Wednesday, December 21, 2011

You wonder what the 23 per cent are smoking?.....

Too much TV, I guess. Or too much modern education. We care more about 16 year old Justin Bieber's life story or the many Kleptomaniacs we are breeding and sending to Hollywood.

Hey Robert, Congress is going to give my wife and 8 bucks a week a piece to spend as they steal my future Social Security check.

Write about something useful, why don't you?

Robert Reich (The Defining Issue: Not Government's Size, but Who It's For)
In a recent Pew Foundation poll, 77 percent of respondents said too much power is in the hands of a few rich people and corporations.

That’s understandable. To take a few examples:

— Wall Street got bailed out but homeowners caught in the fierce downdraft caused by the Street’s excesses have got almost nothing.
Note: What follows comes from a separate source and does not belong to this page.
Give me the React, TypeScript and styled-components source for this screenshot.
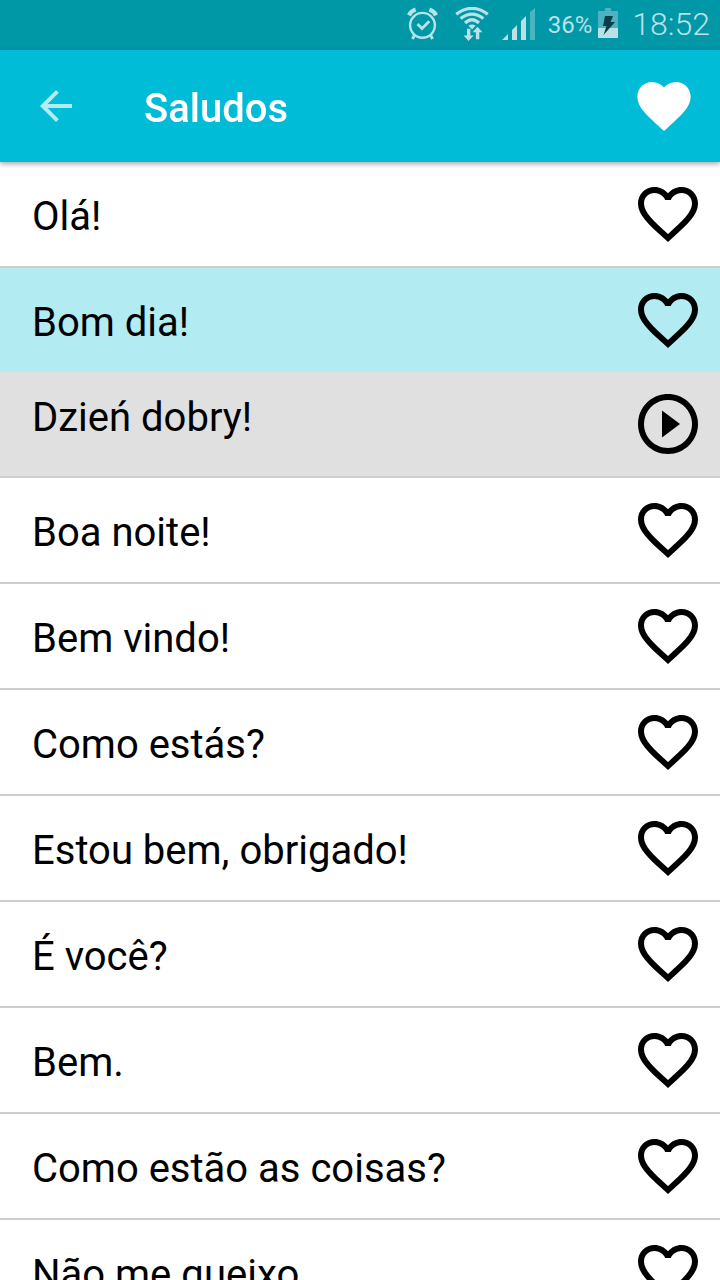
import React, { useState } from "react";
import styled, { createGlobalStyle } from "styled-components";

const GlobalStyle = createGlobalStyle`
  * { box-sizing: border-box; }
  body {
    margin: 0;
    background: #ffffff;
    color: #000000;
    font-family: Roboto, "Liberation Sans", sans-serif;
  }
`;

const Screen = styled.div`
  display: flex;
  flex-direction: column;
  height: 100vh;
  overflow: hidden;
`;

const StatusBar = styled.div`
  display: flex;
  flex: none;
  align-items: center;
  justify-content: flex-end;
  height: 50px;
  padding-right: 10px;
  background: #0097a7;
  color: #b9e1e7;

  svg {
    display: block;
    flex: none;
  }
`;

const StatusIcons = styled.div`
  display: flex;
  gap: 13px;
  margin-right: 12px;
`;

const BatteryLevel = styled.span`
  margin-right: 6px;
  font-size: 24px;
  line-height: 48px;
`;

const Clock = styled.time`
  margin-left: 14px;
  padding-bottom: 2px;
  font-size: 32px;
  font-weight: 300;
  line-height: 48px;
`;

const AppBar = styled.header`
  position: relative;
  z-index: 1;
  display: flex;
  flex: none;
  align-items: center;
  height: 112px;
  padding: 0 24px 0 32px;
  background: #00bcd7;
  color: #ffffff;
  box-shadow: 0 2px 5px rgba(0, 0, 0, 0.35);
`;

const Title = styled.h1`
  flex: 1;
  margin: 6px 0 0 64px;
  font-size: 40px;
  font-weight: 500;
  line-height: 48px;
`;

const IconButton = styled.button<{ $faded?: boolean }>`
  flex: none;
  padding: 0;
  border: 0;
  background: none;
  color: inherit;
  cursor: pointer;
  opacity: ${({ $faded }) => ($faded ? 0.7 : 1)};

  svg {
    display: block;
  }
`;

const PhraseList = styled.ul`
  flex: 1;
  min-height: 0;
  margin: 0;
  padding: 0;
  overflow-y: auto;
  scrollbar-width: none;
  list-style: none;
`;

type Tone = "plain" | "selected" | "translation";

const toneColors: Record<Tone, string> = {
  plain: "#ffffff",
  selected: "#b2ebf2",
  translation: "#e0e0e0",
};

const PhraseRow = styled.li<{ $tone: Tone }>`
  display: flex;
  align-items: center;
  height: ${({ $tone }) => ($tone === "selected" ? 104 : 106)}px;
  padding-right: 16px;
  border-bottom: ${({ $tone }) => ($tone === "selected" ? "0" : "2px solid #cfcfcf")};
  background: ${({ $tone }) => toneColors[$tone]};
`;

const PhraseText = styled.button<{ $raised: boolean }>`
  flex: 1;
  align-self: stretch;
  padding: ${({ $raised }) => ($raised ? "0 16px 12px 32px" : "6px 16px 0 32px")};
  border: 0;
  background: none;
  color: inherit;
  font-family: inherit;
  font-size: 40px;
  line-height: 48px;
  text-align: left;
  cursor: pointer;
`;

const AlarmIcon = () => (
  <svg width="38" height="36" viewBox="-3 0 38 36" fill="none" stroke="currentColor" aria-hidden="true">
    <circle cx="15.5" cy="18.3" r="12.4" strokeWidth="2.4" />
    <path d="M10.5 17l4.5 4.5 7.3-7.3" strokeWidth="2.8" />
    <path d="M2 8.3Q3.8 4.2 8.6 2.6M29 8.3Q27.2 4.2 22.4 2.6" strokeWidth="4.2" />
    <path d="M7.5 28L5.5 32M23.5 28L25.5 32" strokeWidth="2.8" />
  </svg>
);

const WifiIcon = () => (
  <svg width="34" height="36" viewBox="0 0 34 36" fill="none" stroke="currentColor" aria-hidden="true">
    <path d="M1.2 7.2Q17-4.4 32.8 7.2M5.6 11.6Q17 2.8 28.4 11.6M10 16Q17 9.4 24 16" strokeWidth="3.2" />
    <path d="M13.4 18.8Q17 16.4 20.6 18.8L17 22.4z" fill="currentColor" stroke="none" />
    <path
      d="M12 21.7h3.4v6.9h3.2L13.6 34l-5-5.4H12zM20.9 32.3v-7h-3.3L22.5 19.7l5 5.6h-3.2v7z"
      fill="currentColor"
      stroke="#0097a7"
      strokeWidth="1"
      paintOrder="stroke"
    />
  </svg>
);

const SignalIcon = () => (
  <svg width="34" height="36" viewBox="0 0 34 36" fill="currentColor" aria-hidden="true">
    <path d="M0 33l6-6v6zM10 33V23l5-5v15zM19 33V14l5-5v24z" />
    <path d="M28 33V5l5-4v32z" opacity="0.4" />
  </svg>
);

const BatteryIcon = () => (
  <svg width="20" height="34" viewBox="0 0 20 34" aria-hidden="true">
    <path d="M7 0h6v3h7v17H0V3h7z" fill="#4cb3bf" />
    <path d="M0 20h20v10H0z" fill="currentColor" />
    <path d="M7 8h8l-2.5 6H17L5.5 27 8.5 18H5z" fill="#073e47" />
  </svg>
);

const ArrowBackIcon = () => (
  <svg width="48" height="48" viewBox="0 0 24 24" fill="currentColor" aria-hidden="true">
    <path d="M20 11H7.83l5.59-5.59L12 4l-8 8 8 8 1.41-1.41L7.83 13H20v-2z" />
  </svg>
);

const HeartIcon = () => (
  <svg width="64" height="64" viewBox="0 0 24 24" fill="currentColor" aria-hidden="true">
    <path d="M12 21.35l-1.45-1.32C5.4 15.36 2 12.28 2 8.5 2 5.42 4.42 3 7.5 3c1.74 0 3.41.81 4.5 2.09C13.09 3.81 14.76 3 16.5 3 19.58 3 22 5.42 22 8.5c0 3.78-3.4 6.86-8.55 11.54L12 21.35z" />
  </svg>
);

const HeartOutlineIcon = () => (
  <svg width="72" height="72" viewBox="0 0 24 24" fill="currentColor" aria-hidden="true">
    <path d="M16.5 3c-1.74 0-3.41.81-4.5 2.09C10.91 3.81 9.24 3 7.5 3 4.42 3 2 5.42 2 8.5c0 3.78 3.4 6.86 8.55 11.54L12 21.35l1.45-1.32C18.6 15.36 22 12.28 22 8.5 22 5.42 19.58 3 16.5 3zm-4.4 15.55l-.1.1-.1-.1C7.14 14.24 4 11.39 4 8.5 4 6.5 5.5 5 7.5 5c1.54 0 3.04.99 3.57 2.36h1.87C13.46 5.99 14.96 5 16.5 5c2 0 3.5 1.5 3.5 3.5 0 2.89-3.14 5.74-7.9 10.05z" />
  </svg>
);

const PlayIcon = () => (
  <svg width="72" height="72" viewBox="0 0 24 24" fill="currentColor" aria-hidden="true">
    <path d="M10 16.5l6-4.5-6-4.5v9zM12 2C6.48 2 2 6.48 2 12s4.48 10 10 10 10-4.48 10-10S17.52 2 12 2zm0 18c-4.41 0-8-3.59-8-8s3.59-8 8-8 8 3.59 8 8-3.59 8-8 8z" />
  </svg>
);

const phrases = [
  "Olá!",
  "Bom dia!",
  "Boa noite!",
  "Bem vindo!",
  "Como estás?",
  "Estou bem, obrigado!",
  "É você?",
  "Bem.",
  "Como estão as coisas?",
  "Não me queixo.",
];

const translations: Record<string, string> = { "Bom dia!": "Dzień dobry!" };

export default function App() {
  const [selected, setSelected] = useState("Bom dia!");

  return (
    <>
      <GlobalStyle />
      <Screen>
        <StatusBar>
          <StatusIcons>
            <AlarmIcon />
            <WifiIcon />
            <SignalIcon />
          </StatusIcons>
          <BatteryLevel>36%</BatteryLevel>
          <BatteryIcon />
          <Clock>18:52</Clock>
        </StatusBar>
        <AppBar>
          <IconButton type="button" aria-label="Voltar" $faded>
            <ArrowBackIcon />
          </IconButton>
          <Title>Saludos</Title>
          <IconButton type="button" aria-label="Favoritos">
            <HeartIcon />
          </IconButton>
        </AppBar>
        <PhraseList>
          {phrases.map((phrase) => {
            const open = phrase === selected && phrase in translations;
            return (
              <React.Fragment key={phrase}>
                <PhraseRow $tone={open ? "selected" : "plain"}>
                  <PhraseText type="button" $raised={false} onClick={() => setSelected(phrase)}>
                    {phrase}
                  </PhraseText>
                  <IconButton type="button" aria-label="Favorito">
                    <HeartOutlineIcon />
                  </IconButton>
                </PhraseRow>
                {open && (
                  <PhraseRow $tone="translation">
                    <PhraseText type="button" $raised>
                      {translations[phrase]}
                    </PhraseText>
                    <IconButton type="button" aria-label="Ouvir">
                      <PlayIcon />
                    </IconButton>
                  </PhraseRow>
                )}
              </React.Fragment>
            );
          })}
        </PhraseList>
      </Screen>
    </>
  );
}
— Big agribusiness continues to rake in hundreds of billions in price supports and ethanol subsidies. Big pharma gets extended patent protection that drives up everyone’s drug prices. Big oil gets its own federal subsidy. But small businesses on the Main Streets of America are barely making it.

— American Airlines uses bankruptcy to ward off debtors and renegotiate labor contracts. Donald Trump’s businesses go bankrupt without impinging on Trump’s own personal fortune. But the law won’t allow you to use personal bankruptcy to renegotiate your home mortgage.
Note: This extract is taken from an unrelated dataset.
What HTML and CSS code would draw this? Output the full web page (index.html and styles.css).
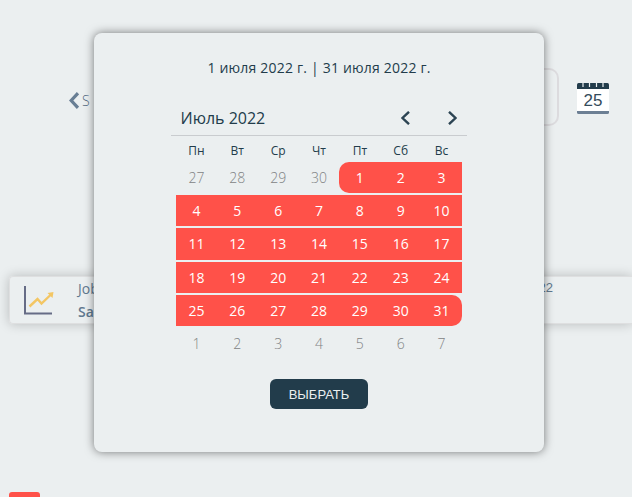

— If you run a giant bank that defrauds millions of small investors of their life savings, the bank might pay a small fine but you won’t go to prison. Not a single top Wall Street executive has been prosecuted for Wall Street’s mega-fraud. But if you sell an ounce of marijuana you could be put away for a long time.

Not a day goes by without Republicans decrying the budget deficit. But the biggest single reason for the yawning deficit is big money’s corruption of Washington. And it’s not just corporate welfare.

One of the deficit’s biggest drivers — Medicare – would be lower if Medicare could use its bargaining leverage to get drug companies to reduce their prices. Why hasn’t it happened? Big Pharma won’t allow it.